## TASK TO CARRY OUT
Strip the pictures and reproduce the rest of the listing exactly.

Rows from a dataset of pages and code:
--------

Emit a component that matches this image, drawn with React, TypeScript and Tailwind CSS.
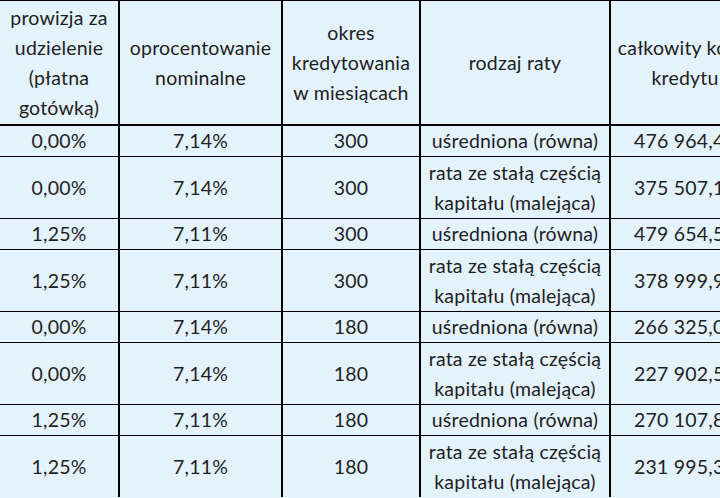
import React from "react";

const rows: [string, string, string, string[], string, boolean][] = [
  ["0,00%", "7,14%", "300", ["uśredniona (równa)"], "476 964,47", false],
  ["0,00%", "7,14%", "300", ["rata ze stałą częścią", "kapitału (malejąca)"], "375 507,12", true],
  ["1,25%", "7,11%", "300", ["uśredniona (równa)"], "479 654,53", false],
  ["1,25%", "7,11%", "300", ["rata ze stałą częścią", "kapitału (malejąca)"], "378 999,95", true],
  ["0,00%", "7,14%", "180", ["uśredniona (równa)"], "266 325,05", false],
  ["0,00%", "7,14%", "180", ["rata ze stałą częścią", "kapitału (malejąca)"], "227 902,50", true],
  ["1,25%", "7,11%", "180", ["uśredniona (równa)"], "270 107,81", false],
  ["1,25%", "7,11%", "180", ["rata ze stałą częścią", "kapitału (malejąca)"], "231 995,31", true],
];

function Cell({ children, tall }: { children: React.ReactNode; tall?: boolean }) {
  return (
    <div
      className={`bg-[#e4f2fc] flex flex-col items-center justify-center text-center whitespace-nowrap ${
        tall ? "h-[61px]" : "h-[30px]"
      }`}
    >
      {children}
    </div>
  );
}

function Head({ lines }: { lines: string[] }) {
  return (
    <div className="bg-[#e4f2fc] h-[124px] border-b border-black flex flex-col items-center justify-center text-center whitespace-nowrap">
      {lines.map((l, i) => (
        <div key={i}>{l}</div>
      ))}
    </div>
  );
}

export default function App() {
  return (
    <div className="w-[720px] h-[498px] overflow-hidden bg-[#e4f2fc]">
      <div
        className="w-[800px] bg-black pt-[1px] grid grid-cols-[118px_161px_136px_188px_148px] gap-x-[2px] gap-y-[1px] text-[19.5px] tracking-[0.2px] leading-[30px] text-[#1e1e1e]"
        style={{ fontFamily: "Lato, 'Noto Sans', sans-serif" }}
      >
        <Head lines={["prowizja za", "udzielenie", "(płatna", "gotówką)"]} />
        <Head lines={["oprocentowanie", "nominalne"]} />
        <Head lines={["okres", "kredytowania", "w miesiącach"]} />
        <Head lines={["rodzaj raty"]} />
        <Head lines={["całkowity koszt", "kredytu"]} />
        {rows.map((r, i) => (
          <React.Fragment key={i}>
            <Cell tall={r[5]}>{r[0]}</Cell>
            <Cell tall={r[5]}>{r[1]}</Cell>
            <Cell tall={r[5]}>{r[2]}</Cell>
            <Cell tall={r[5]}>
              {r[3].map((l, j) => (
                <div key={j}>{l}</div>
              ))}
            </Cell>
            <Cell tall={r[5]}>{r[4]}</Cell>
          </React.Fragment>
        ))}
      </div>
    </div>
  );
}
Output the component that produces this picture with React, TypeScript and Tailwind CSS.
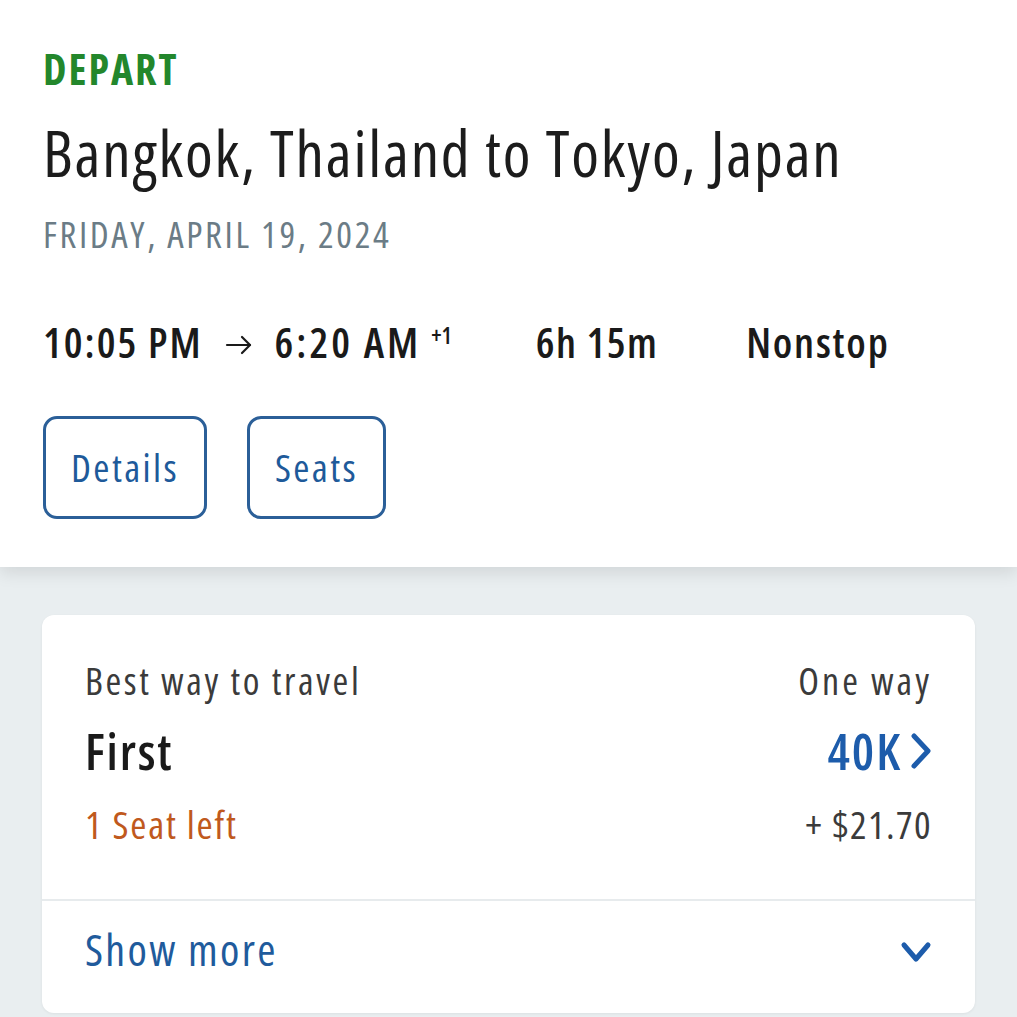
function Arrow() {
  return (
    <svg width="28" height="20" viewBox="0 0 28 20" className="mx-[22px] self-center mt-[6px]" fill="none" stroke="#1a1a1a" strokeWidth="2.2" strokeLinecap="round" strokeLinejoin="round">
      <path d="M2 10h23" />
      <path d="M17 2l8 8-8 8" />
    </svg>
  );
}

function ChevRight() {
  return (
    <svg width="22" height="38" viewBox="0 0 22 38" className="ml-[8px]" fill="none" stroke="#1d5cab" strokeWidth="5" strokeLinecap="round" strokeLinejoin="round">
      <path d="M4 4l14 15L4 34" />
    </svg>
  );
}

function ChevDown() {
  return (
    <svg width="32" height="24" viewBox="0 0 32 24" className="mt-[6px]" fill="none" stroke="#1d5cab" strokeWidth="5" strokeLinecap="round" strokeLinejoin="round">
      <path d="M4 5l12 14L28 5" />
    </svg>
  );
}

export default function App() {
  return (
    <div className="min-h-screen bg-[#e9eef0] font-['Open_Sans',sans-serif] font-stretch-[75%]">
      {/* flight summary */}
      <section className="bg-white px-[43px] pt-[48px] pb-[48px] shadow-[0_6px_16px_rgba(0,0,0,0.10)]">
        <div className="text-[42px] leading-[42px] font-bold tracking-[2px] text-[#23872c]">DEPART</div>
        <h1 className="mt-[31px] text-[63px] leading-[63px] tracking-[1.8px] text-[#1c1c1c]">
          Bangkok, Thailand to Tokyo, Japan
        </h1>
        <div className="mt-[31px] text-[37px] leading-[37px] tracking-[2.6px] text-[#6b7c86]">
          FRIDAY, APRIL 19, 2024
        </div>

        <div className="mt-[66px] flex items-baseline text-[42px] leading-[47px] font-semibold tracking-[2px] text-[#1a1a1a]">
          <span>10:05 PM</span>
          <Arrow />
          <span className="tracking-[3px]">6:20 AM</span>
          <span className="ml-[10px] self-start text-[23px] leading-[34px] tracking-normal">+1</span>
          <span className="ml-[84px] tracking-[1.4px]">6h 15m</span>
          <span className="ml-[88px] tracking-[1.8px]">Nonstop</span>
        </div>

        <div className="mt-[51px] flex gap-[40px]">
          <button className="flex h-[103px] w-[164px] items-center justify-center rounded-[14px] border-[3px] border-[#2b5f98] text-[39px] tracking-[2.4px] text-[#1e5a9a]">
            Details
          </button>
          <button className="flex h-[103px] w-[139px] items-center justify-center rounded-[14px] border-[3px] border-[#2b5f98] text-[39px] tracking-[2.4px] text-[#1e5a9a]">
            Seats
          </button>
        </div>
      </section>

      {/* fare card */}
      <div className="px-[42px] pt-[48px]">
        <div className="rounded-[12px] bg-white shadow-[0_1px_3px_rgba(0,0,0,0.06)]">
          <div className="flex justify-between px-[43px] pt-[46px] pb-[56px]">
            <div className="flex flex-col">
              <span className="text-[38px] leading-[38px] tracking-[2.6px] text-[#3b3b3b]">Best way to travel</span>
              <span className="mt-[27px] text-[50px] leading-[50px] font-semibold tracking-[1.8px] text-[#1a1a1a]">First</span>
              <span className="mt-[28px] text-[39px] leading-[39px] tracking-[1.8px] text-[#c0591d]">1 Seat left</span>
            </div>
            <div className="flex flex-col items-end">
              <span className="text-[38px] leading-[38px] tracking-[3px] text-[#3b3b3b]">One way</span>
              <span className="mt-[27px] flex items-center text-[50px] leading-[50px] font-semibold tracking-[2px] text-[#1d5cab]">
                40K
                <ChevRight />
              </span>
              <span className="mt-[28px] text-[39px] leading-[39px] tracking-[1.4px] text-[#3b3b3b]">+ $21.70</span>
            </div>
          </div>
          <div className="h-[2px] bg-[#e7ebed]" />
          <div className="flex items-center justify-between px-[43px] pt-[26px] pb-[42px]">
            <span className="text-[44px] leading-[44px] tracking-[2.3px] text-[#1f5b9c]">Show more</span>
            <ChevDown />
          </div>
        </div>
      </div>
    </div>
  );
}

--------

## OUTPUT
Emit a component that matches this image, drawn with React, TypeScript and Tailwind CSS.
import React from "react";

const rows: [string, string, string, string[], string, boolean][] = [
  ["0,00%", "7,14%", "300", ["uśredniona (równa)"], "476 964,47", false],
  ["0,00%", "7,14%", "300", ["rata ze stałą częścią", "kapitału (malejąca)"], "375 507,12", true],
  ["1,25%", "7,11%", "300", ["uśredniona (równa)"], "479 654,53", false],
  ["1,25%", "7,11%", "300", ["rata ze stałą częścią", "kapitału (malejąca)"], "378 999,95", true],
  ["0,00%", "7,14%", "180", ["uśredniona (równa)"], "266 325,05", false],
  ["0,00%", "7,14%", "180", ["rata ze stałą częścią", "kapitału (malejąca)"], "227 902,50", true],
  ["1,25%", "7,11%", "180", ["uśredniona (równa)"], "270 107,81", false],
  ["1,25%", "7,11%", "180", ["rata ze stałą częścią", "kapitału (malejąca)"], "231 995,31", true],
];

function Cell({ children, tall }: { children: React.ReactNode; tall?: boolean }) {
  return (
    <div
      className={`bg-[#e4f2fc] flex flex-col items-center justify-center text-center whitespace-nowrap ${
        tall ? "h-[61px]" : "h-[30px]"
      }`}
    >
      {children}
    </div>
  );
}

function Head({ lines }: { lines: string[] }) {
  return (
    <div className="bg-[#e4f2fc] h-[124px] border-b border-black flex flex-col items-center justify-center text-center whitespace-nowrap">
      {lines.map((l, i) => (
        <div key={i}>{l}</div>
      ))}
    </div>
  );
}

export default function App() {
  return (
    <div className="w-[720px] h-[498px] overflow-hidden bg-[#e4f2fc]">
      <div
        className="w-[800px] bg-black pt-[1px] grid grid-cols-[118px_161px_136px_188px_148px] gap-x-[2px] gap-y-[1px] text-[19.5px] tracking-[0.2px] leading-[30px] text-[#1e1e1e]"
        style={{ fontFamily: "Lato, 'Noto Sans', sans-serif" }}
      >
        <Head lines={["prowizja za", "udzielenie", "(płatna", "gotówką)"]} />
        <Head lines={["oprocentowanie", "nominalne"]} />
        <Head lines={["okres", "kredytowania", "w miesiącach"]} />
        <Head lines={["rodzaj raty"]} />
        <Head lines={["całkowity koszt", "kredytu"]} />
        {rows.map((r, i) => (
          <React.Fragment key={i}>
            <Cell tall={r[5]}>{r[0]}</Cell>
            <Cell tall={r[5]}>{r[1]}</Cell>
            <Cell tall={r[5]}>{r[2]}</Cell>
            <Cell tall={r[5]}>
              {r[3].map((l, j) => (
                <div key={j}>{l}</div>
              ))}
            </Cell>
            <Cell tall={r[5]}>{r[4]}</Cell>
          </React.Fragment>
        ))}
      </div>
    </div>
  );
}
Output the component that produces this picture with React, TypeScript and Tailwind CSS.
function Arrow() {
  return (
    <svg width="28" height="20" viewBox="0 0 28 20" className="mx-[22px] self-center mt-[6px]" fill="none" stroke="#1a1a1a" strokeWidth="2.2" strokeLinecap="round" strokeLinejoin="round">
      <path d="M2 10h23" />
      <path d="M17 2l8 8-8 8" />
    </svg>
  );
}

function ChevRight() {
  return (
    <svg width="22" height="38" viewBox="0 0 22 38" className="ml-[8px]" fill="none" stroke="#1d5cab" strokeWidth="5" strokeLinecap="round" strokeLinejoin="round">
      <path d="M4 4l14 15L4 34" />
    </svg>
  );
}

function ChevDown() {
  return (
    <svg width="32" height="24" viewBox="0 0 32 24" className="mt-[6px]" fill="none" stroke="#1d5cab" strokeWidth="5" strokeLinecap="round" strokeLinejoin="round">
      <path d="M4 5l12 14L28 5" />
    </svg>
  );
}

export default function App() {
  return (
    <div className="min-h-screen bg-[#e9eef0] font-['Open_Sans',sans-serif] font-stretch-[75%]">
      {/* flight summary */}
      <section className="bg-white px-[43px] pt-[48px] pb-[48px] shadow-[0_6px_16px_rgba(0,0,0,0.10)]">
        <div className="text-[42px] leading-[42px] font-bold tracking-[2px] text-[#23872c]">DEPART</div>
        <h1 className="mt-[31px] text-[63px] leading-[63px] tracking-[1.8px] text-[#1c1c1c]">
          Bangkok, Thailand to Tokyo, Japan
        </h1>
        <div className="mt-[31px] text-[37px] leading-[37px] tracking-[2.6px] text-[#6b7c86]">
          FRIDAY, APRIL 19, 2024
        </div>

        <div className="mt-[66px] flex items-baseline text-[42px] leading-[47px] font-semibold tracking-[2px] text-[#1a1a1a]">
          <span>10:05 PM</span>
          <Arrow />
          <span className="tracking-[3px]">6:20 AM</span>
          <span className="ml-[10px] self-start text-[23px] leading-[34px] tracking-normal">+1</span>
          <span className="ml-[84px] tracking-[1.4px]">6h 15m</span>
          <span className="ml-[88px] tracking-[1.8px]">Nonstop</span>
        </div>

        <div className="mt-[51px] flex gap-[40px]">
          <button className="flex h-[103px] w-[164px] items-center justify-center rounded-[14px] border-[3px] border-[#2b5f98] text-[39px] tracking-[2.4px] text-[#1e5a9a]">
            Details
          </button>
          <button className="flex h-[103px] w-[139px] items-center justify-center rounded-[14px] border-[3px] border-[#2b5f98] text-[39px] tracking-[2.4px] text-[#1e5a9a]">
            Seats
          </button>
        </div>
      </section>

      {/* fare card */}
      <div className="px-[42px] pt-[48px]">
        <div className="rounded-[12px] bg-white shadow-[0_1px_3px_rgba(0,0,0,0.06)]">
          <div className="flex justify-between px-[43px] pt-[46px] pb-[56px]">
            <div className="flex flex-col">
              <span className="text-[38px] leading-[38px] tracking-[2.6px] text-[#3b3b3b]">Best way to travel</span>
              <span className="mt-[27px] text-[50px] leading-[50px] font-semibold tracking-[1.8px] text-[#1a1a1a]">First</span>
              <span className="mt-[28px] text-[39px] leading-[39px] tracking-[1.8px] text-[#c0591d]">1 Seat left</span>
            </div>
            <div className="flex flex-col items-end">
              <span className="text-[38px] leading-[38px] tracking-[3px] text-[#3b3b3b]">One way</span>
              <span className="mt-[27px] flex items-center text-[50px] leading-[50px] font-semibold tracking-[2px] text-[#1d5cab]">
                40K
                <ChevRight />
              </span>
              <span className="mt-[28px] text-[39px] leading-[39px] tracking-[1.4px] text-[#3b3b3b]">+ $21.70</span>
            </div>
          </div>
          <div className="h-[2px] bg-[#e7ebed]" />
          <div className="flex items-center justify-between px-[43px] pt-[26px] pb-[42px]">
            <span className="text-[44px] leading-[44px] tracking-[2.3px] text-[#1f5b9c]">Show more</span>
            <ChevDown />
          </div>
        </div>
      </div>
    </div>
  );
}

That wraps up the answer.